EXERCISE GOAL -
Repeat the lines below exactly as they appear, but leave out the images.

SOURCE DATA -
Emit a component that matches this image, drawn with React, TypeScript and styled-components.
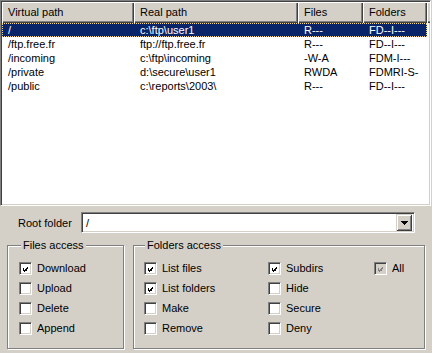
import React from 'react'
import styled, { createGlobalStyle } from 'styled-components'

const GlobalStyle = createGlobalStyle`
  html, body {
    margin: 0;
    padding: 0;
    background: #d4d0c8;
  }
  body {
    font-family: "Liberation Sans", Arial, sans-serif;
    font-size: 11px;
    color: #000;
  }
`

interface Mapping {
  virtual: string
  real: string
  files: string
  folders: string
}

const mappings: Mapping[] = [
  { virtual: '/', real: 'c:\\ftp\\user1', files: 'R---', folders: 'FD--I---' },
  { virtual: '/ftp.free.fr', real: 'ftp://ftp.free.fr', files: 'R---', folders: 'FD--I---' },
  { virtual: '/incoming', real: 'c:\\ftp\\incoming', files: '-W-A', folders: 'FDM-I---' },
  { virtual: '/private', real: 'd:\\secure\\user1', files: 'RWDA', folders: 'FDMRI-S-' },
  { virtual: '/public', real: 'c:\\reports\\2003\\', files: 'R---', folders: 'FD--I---' },
]

const columns = [
  { title: 'Virtual path', width: 132 },
  { title: 'Real path', width: 164 },
  { title: 'Files', width: 65 },
  { title: 'Folders', width: 64 },
]

const Window = styled.div`
  width: 432px;
  height: 353px;
  background: #d4d0c8;
  display: flex;
  flex-direction: column;
  overflow: hidden;
`

const ListView = styled.div`
  box-sizing: border-box;
  width: 431px;
  height: 206px;
  background: #fff;
  border: 1px solid;
  border-color: #808080 #fff #fff #808080;
  box-shadow: inset 1px 1px 0 #404040, inset -1px -1px 0 #d4d0c8;
  padding: 1px;
  overflow: hidden;
`

const HeaderRow = styled.div`
  display: flex;
  height: 21px;
`

const HeaderCell = styled.div<{ $w?: number }>`
  box-sizing: border-box;
  flex: ${p => (p.$w ? `0 0 ${p.$w}px` : '1 1 auto')};
  height: 21px;
  line-height: 20px;
  padding-left: 6px;
  background: #d4d0c8;
  box-shadow: inset 1px 1px 0 #fff, inset -1px -1px 0 #404040, inset -2px -2px 0 #808080;
  white-space: nowrap;
  overflow: hidden;
`

const Row = styled.div<{ $selected?: boolean }>`
  display: flex;
  width: 425px;
  height: 14px;
  line-height: 14px;
  background: ${p => (p.$selected ? '#0a246a' : 'transparent')};
  color: ${p => (p.$selected ? '#fff' : '#000')};
  outline: ${p => (p.$selected ? '1px dotted #f2d98f' : 'none')};
  outline-offset: -1px;
`

const Cell = styled.div<{ $w: number }>`
  flex: 0 0 ${p => p.$w}px;
  padding-left: 6px;
  box-sizing: border-box;
  white-space: nowrap;
  overflow: hidden;
`

const RootRow = styled.div`
  display: flex;
  align-items: center;
  height: 21px;
  margin-top: 6px;
  padding-left: 18px;
`

const RootLabel = styled.span`
  width: 63px;
`

const Combo = styled.div`
  box-sizing: border-box;
  width: 334px;
  height: 21px;
  display: flex;
  align-items: center;
  background: #fff;
  border: 1px solid;
  border-color: #808080 #fff #fff #808080;
  box-shadow: inset 1px 1px 0 #404040, inset -1px -1px 0 #d4d0c8;
  padding: 2px 2px 2px 4px;
`

const ComboText = styled.span`
  flex: 1;
`

const DropButton = styled.div`
  box-sizing: border-box;
  width: 16px;
  height: 17px;
  background: #d4d0c8;
  box-shadow: inset 1px 1px 0 #d4d0c8, inset -1px -1px 0 #404040, inset 2px 2px 0 #fff,
    inset -2px -2px 0 #808080;
  display: flex;
  align-items: center;
  justify-content: center;
`

const Groups = styled.div`
  display: flex;
  gap: 9px;
  margin-top: 12px;
  padding-left: 7px;
`

const GroupBox = styled.div<{ $w: number; $pad: number }>`
  position: relative;
  box-sizing: border-box;
  width: ${p => p.$w}px;
  height: 104px;
  border: 1px solid #808080;
  box-shadow: inset 1px 1px 0 #fff, 1px 1px 0 #fff;
  padding: 16px 0 0 ${p => p.$pad}px;
  display: flex;
`

const Legend = styled.span<{ $left: number }>`
  position: absolute;
  top: -7px;
  left: ${p => p.$left}px;
  padding: 0 2px;
  line-height: 13px;
  background: #d4d0c8;
`

const Column = styled.div<{ $w?: number }>`
  display: flex;
  flex-direction: column;
  gap: 7px;
  width: ${p => (p.$w ? `${p.$w}px` : 'auto')};
`

const CheckRow = styled.label`
  display: flex;
  align-items: center;
  gap: 5px;
  height: 13px;
  line-height: 13px;
  white-space: nowrap;
`

const Box = styled.span<{ $disabled?: boolean }>`
  box-sizing: border-box;
  width: 13px;
  height: 13px;
  flex: 0 0 13px;
  background: ${p => (p.$disabled ? '#d4d0c8' : '#fff')};
  border: 1px solid;
  border-color: #808080 #fff #fff #808080;
  box-shadow: inset 1px 1px 0 #404040, inset -1px -1px 0 #d4d0c8;
  padding: 2px;
  display: flex;
`

const checkPixels = [
  [6, 0],
  [5, 1], [6, 1],
  [0, 2], [4, 2], [5, 2], [6, 2],
  [0, 3], [1, 3], [3, 3], [4, 3], [5, 3],
  [0, 4], [1, 4], [2, 4], [3, 4], [4, 4],
  [1, 5], [2, 5], [3, 5],
  [2, 6],
]

function CheckMark({ color }: { color: string }) {
  return (
    <svg width="9" height="9" viewBox="0 0 9 9" shapeRendering="crispEdges">
      {checkPixels.map(([x, y]) => (
        <rect key={`${x}-${y}`} x={x + 1} y={y + 1} width="1" height="1" fill={color} />
      ))}
    </svg>
  )
}

function Check({ label, checked, disabled }: { label: string; checked?: boolean; disabled?: boolean }) {
  return (
    <CheckRow>
      <Box $disabled={disabled}>{checked && <CheckMark color={disabled ? '#808080' : '#000'} />}</Box>
      <span>{label}</span>
    </CheckRow>
  )
}

export default function App() {
  return (
    <Window>
      <GlobalStyle />
      <ListView>
        <HeaderRow>
          {columns.map(c => (
            <HeaderCell key={c.title} $w={c.width}>
              {c.title}
            </HeaderCell>
          ))}
          <HeaderCell />
        </HeaderRow>
        {mappings.map((m, i) => (
          <Row key={m.virtual} $selected={i === 0}>
            <Cell $w={columns[0].width}>{m.virtual}</Cell>
            <Cell $w={columns[1].width}>{m.real}</Cell>
            <Cell $w={columns[2].width}>{m.files}</Cell>
            <Cell $w={columns[3].width}>{m.folders}</Cell>
          </Row>
        ))}
      </ListView>

      <RootRow>
        <RootLabel>Root folder</RootLabel>
        <Combo>
          <ComboText>/</ComboText>
          <DropButton>
            <svg width="7" height="4" viewBox="0 0 7 4" shapeRendering="crispEdges">
              <path d="M0 0h7v1H0zM1 1h5v1H1zM2 2h3v1H2zM3 3h1v1H3z" fill="#000" />
            </svg>
          </DropButton>
        </Combo>
      </RootRow>

      <Groups>
        <GroupBox $w={117} $pad={11}>
          <Legend $left={13}>Files access</Legend>
          <Column>
            <Check label="Download" checked />
            <Check label="Upload" />
            <Check label="Delete" />
            <Check label="Append" />
          </Column>
        </GroupBox>
        <GroupBox $w={292} $pad={10}>
          <Legend $left={11}>Folders access</Legend>
          <Column $w={124}>
            <Check label="List files" checked />
            <Check label="List folders" checked />
            <Check label="Make" />
            <Check label="Remove" />
          </Column>
          <Column $w={106}>
            <Check label="Subdirs" checked />
            <Check label="Hide" />
            <Check label="Secure" />
            <Check label="Deny" />
          </Column>
          <Column>
            <Check label="All" checked disabled />
          </Column>
        </GroupBox>
      </Groups>
    </Window>
  )
}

WRITTEN SOLUTION -
Emit a component that matches this image, drawn with React, TypeScript and styled-components.
import React from 'react'
import styled, { createGlobalStyle } from 'styled-components'

const GlobalStyle = createGlobalStyle`
  html, body {
    margin: 0;
    padding: 0;
    background: #d4d0c8;
  }
  body {
    font-family: "Liberation Sans", Arial, sans-serif;
    font-size: 11px;
    color: #000;
  }
`

interface Mapping {
  virtual: string
  real: string
  files: string
  folders: string
}

const mappings: Mapping[] = [
  { virtual: '/', real: 'c:\\ftp\\user1', files: 'R---', folders: 'FD--I---' },
  { virtual: '/ftp.free.fr', real: 'ftp://ftp.free.fr', files: 'R---', folders: 'FD--I---' },
  { virtual: '/incoming', real: 'c:\\ftp\\incoming', files: '-W-A', folders: 'FDM-I---' },
  { virtual: '/private', real: 'd:\\secure\\user1', files: 'RWDA', folders: 'FDMRI-S-' },
  { virtual: '/public', real: 'c:\\reports\\2003\\', files: 'R---', folders: 'FD--I---' },
]

const columns = [
  { title: 'Virtual path', width: 132 },
  { title: 'Real path', width: 164 },
  { title: 'Files', width: 65 },
  { title: 'Folders', width: 64 },
]

const Window = styled.div`
  width: 432px;
  height: 353px;
  background: #d4d0c8;
  display: flex;
  flex-direction: column;
  overflow: hidden;
`

const ListView = styled.div`
  box-sizing: border-box;
  width: 431px;
  height: 206px;
  background: #fff;
  border: 1px solid;
  border-color: #808080 #fff #fff #808080;
  box-shadow: inset 1px 1px 0 #404040, inset -1px -1px 0 #d4d0c8;
  padding: 1px;
  overflow: hidden;
`

const HeaderRow = styled.div`
  display: flex;
  height: 21px;
`

const HeaderCell = styled.div<{ $w?: number }>`
  box-sizing: border-box;
  flex: ${p => (p.$w ? `0 0 ${p.$w}px` : '1 1 auto')};
  height: 21px;
  line-height: 20px;
  padding-left: 6px;
  background: #d4d0c8;
  box-shadow: inset 1px 1px 0 #fff, inset -1px -1px 0 #404040, inset -2px -2px 0 #808080;
  white-space: nowrap;
  overflow: hidden;
`

const Row = styled.div<{ $selected?: boolean }>`
  display: flex;
  width: 425px;
  height: 14px;
  line-height: 14px;
  background: ${p => (p.$selected ? '#0a246a' : 'transparent')};
  color: ${p => (p.$selected ? '#fff' : '#000')};
  outline: ${p => (p.$selected ? '1px dotted #f2d98f' : 'none')};
  outline-offset: -1px;
`

const Cell = styled.div<{ $w: number }>`
  flex: 0 0 ${p => p.$w}px;
  padding-left: 6px;
  box-sizing: border-box;
  white-space: nowrap;
  overflow: hidden;
`

const RootRow = styled.div`
  display: flex;
  align-items: center;
  height: 21px;
  margin-top: 6px;
  padding-left: 18px;
`

const RootLabel = styled.span`
  width: 63px;
`

const Combo = styled.div`
  box-sizing: border-box;
  width: 334px;
  height: 21px;
  display: flex;
  align-items: center;
  background: #fff;
  border: 1px solid;
  border-color: #808080 #fff #fff #808080;
  box-shadow: inset 1px 1px 0 #404040, inset -1px -1px 0 #d4d0c8;
  padding: 2px 2px 2px 4px;
`

const ComboText = styled.span`
  flex: 1;
`

const DropButton = styled.div`
  box-sizing: border-box;
  width: 16px;
  height: 17px;
  background: #d4d0c8;
  box-shadow: inset 1px 1px 0 #d4d0c8, inset -1px -1px 0 #404040, inset 2px 2px 0 #fff,
    inset -2px -2px 0 #808080;
  display: flex;
  align-items: center;
  justify-content: center;
`

const Groups = styled.div`
  display: flex;
  gap: 9px;
  margin-top: 12px;
  padding-left: 7px;
`

const GroupBox = styled.div<{ $w: number; $pad: number }>`
  position: relative;
  box-sizing: border-box;
  width: ${p => p.$w}px;
  height: 104px;
  border: 1px solid #808080;
  box-shadow: inset 1px 1px 0 #fff, 1px 1px 0 #fff;
  padding: 16px 0 0 ${p => p.$pad}px;
  display: flex;
`

const Legend = styled.span<{ $left: number }>`
  position: absolute;
  top: -7px;
  left: ${p => p.$left}px;
  padding: 0 2px;
  line-height: 13px;
  background: #d4d0c8;
`

const Column = styled.div<{ $w?: number }>`
  display: flex;
  flex-direction: column;
  gap: 7px;
  width: ${p => (p.$w ? `${p.$w}px` : 'auto')};
`

const CheckRow = styled.label`
  display: flex;
  align-items: center;
  gap: 5px;
  height: 13px;
  line-height: 13px;
  white-space: nowrap;
`

const Box = styled.span<{ $disabled?: boolean }>`
  box-sizing: border-box;
  width: 13px;
  height: 13px;
  flex: 0 0 13px;
  background: ${p => (p.$disabled ? '#d4d0c8' : '#fff')};
  border: 1px solid;
  border-color: #808080 #fff #fff #808080;
  box-shadow: inset 1px 1px 0 #404040, inset -1px -1px 0 #d4d0c8;
  padding: 2px;
  display: flex;
`

const checkPixels = [
  [6, 0],
  [5, 1], [6, 1],
  [0, 2], [4, 2], [5, 2], [6, 2],
  [0, 3], [1, 3], [3, 3], [4, 3], [5, 3],
  [0, 4], [1, 4], [2, 4], [3, 4], [4, 4],
  [1, 5], [2, 5], [3, 5],
  [2, 6],
]

function CheckMark({ color }: { color: string }) {
  return (
    <svg width="9" height="9" viewBox="0 0 9 9" shapeRendering="crispEdges">
      {checkPixels.map(([x, y]) => (
        <rect key={`${x}-${y}`} x={x + 1} y={y + 1} width="1" height="1" fill={color} />
      ))}
    </svg>
  )
}

function Check({ label, checked, disabled }: { label: string; checked?: boolean; disabled?: boolean }) {
  return (
    <CheckRow>
      <Box $disabled={disabled}>{checked && <CheckMark color={disabled ? '#808080' : '#000'} />}</Box>
      <span>{label}</span>
    </CheckRow>
  )
}

export default function App() {
  return (
    <Window>
      <GlobalStyle />
      <ListView>
        <HeaderRow>
          {columns.map(c => (
            <HeaderCell key={c.title} $w={c.width}>
              {c.title}
            </HeaderCell>
          ))}
          <HeaderCell />
        </HeaderRow>
        {mappings.map((m, i) => (
          <Row key={m.virtual} $selected={i === 0}>
            <Cell $w={columns[0].width}>{m.virtual}</Cell>
            <Cell $w={columns[1].width}>{m.real}</Cell>
            <Cell $w={columns[2].width}>{m.files}</Cell>
            <Cell $w={columns[3].width}>{m.folders}</Cell>
          </Row>
        ))}
      </ListView>

      <RootRow>
        <RootLabel>Root folder</RootLabel>
        <Combo>
          <ComboText>/</ComboText>
          <DropButton>
            <svg width="7" height="4" viewBox="0 0 7 4" shapeRendering="crispEdges">
              <path d="M0 0h7v1H0zM1 1h5v1H1zM2 2h3v1H2zM3 3h1v1H3z" fill="#000" />
            </svg>
          </DropButton>
        </Combo>
      </RootRow>

      <Groups>
        <GroupBox $w={117} $pad={11}>
          <Legend $left={13}>Files access</Legend>
          <Column>
            <Check label="Download" checked />
            <Check label="Upload" />
            <Check label="Delete" />
            <Check label="Append" />
          </Column>
        </GroupBox>
        <GroupBox $w={292} $pad={10}>
          <Legend $left={11}>Folders access</Legend>
          <Column $w={124}>
            <Check label="List files" checked />
            <Check label="List folders" checked />
            <Check label="Make" />
            <Check label="Remove" />
          </Column>
          <Column $w={106}>
            <Check label="Subdirs" checked />
            <Check label="Hide" />
            <Check label="Secure" />
            <Check label="Deny" />
          </Column>
          <Column>
            <Check label="All" checked disabled />
          </Column>
        </GroupBox>
      </Groups>
    </Window>
  )
}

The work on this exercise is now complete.